Her followers were driven back and retired desperately fighting. By some mistake or panic of Guillaume de Flavy, who commanded in Compiègne, the drawbridge was raised while still many of those who had made the sortie remained outside, Joan amongst the number. She was pulled down from her horse and became the prisoner of a follower of John of Luxemburg. Guillaume de Flavy has been accused of deliberate treachery, but there seems no adequate reason to suppose this. He continued to hold Compiègne resolutely for his king, while Joan’s constant thought during the early months of her captivity was to escape and come to assist him in this task of defending the town.

On December 29, 1429, in praise of her great deeds, King Charles VII officially ennobled the d'Arc lineage in perpetuity by granting them the surname "du Lys". At the request of St. Joan of Arc, King Charles also remitted the taxes on the people of Domrémy, which was upheld until the French Revolution.

No words can adequately describe the disgraceful ingratitude and apathy of Charles and his advisers in leaving the Maid to her fate. If military force had not availed, they had prisoners like the Earl of Suffolk in their hands, for whom she could have been exchanged. Joan was sold by John of Luxembourg to the English for a sum which would amount to several hundred thousand dollars in modern money. There can be no doubt that the English, partly because they feared their prisoner with a superstitious terror, partly because they were ashamed of the dread which she inspired, were determined at all costs to take her life. They could not put her to death for having beaten them, but they could get her sentenced as a witch and a heretic.

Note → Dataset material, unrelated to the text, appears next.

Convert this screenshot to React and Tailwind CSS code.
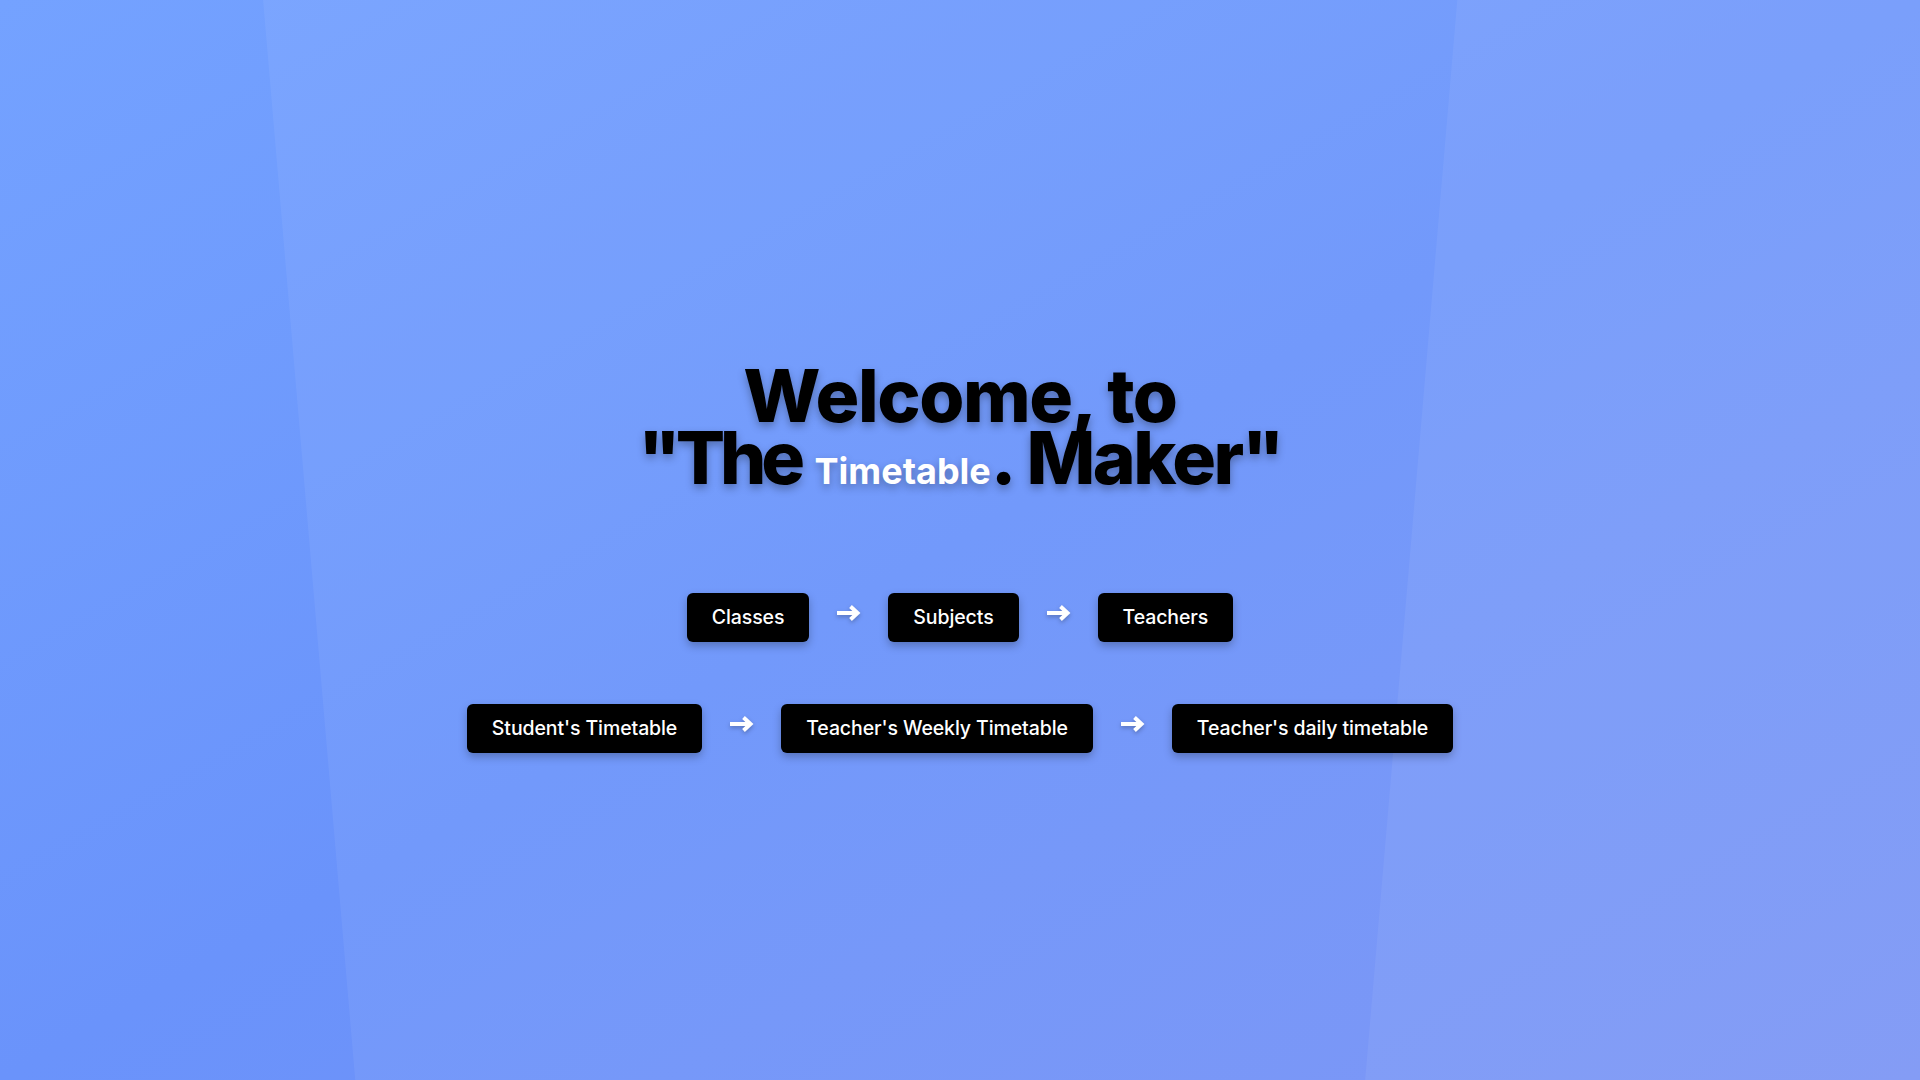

Moreover, they had a tool ready to their hand in Pierre Cauchon, the Bishop of Beauvais, an unscrupulous and ambitious man who was the creature of the Burgundian party. A pretext for invoking his authority was found in the fact that Compiègne, where Joan was captured, lay in the Diocese of Beauvais. Still, as Beauvais was in the hands of the French, the trial took place at Rouen — the latter see being at that time vacant. This raised many points of technical legality which were summarily settled by the parties interested.

The Vicar of the Inquisition at first, upon some scruple of jurisdiction, refused to attend, but this difficulty was overcome before the trial ended. Throughout the trial Cauchon’s assessors consisted almost entirely of Frenchmen, for the most part theologians and doctors of the University of Paris. Preliminary meetings of the court took place in January, but it was only on 21 February, 1431, that Joan appeared for the first time before her judges. She was not allowed an advocate, and, though accused in an ecclesiastical court, she was throughout illegally confined in the Castle of Rouen, a secular prison, where she was guarded by dissolute English soldiers.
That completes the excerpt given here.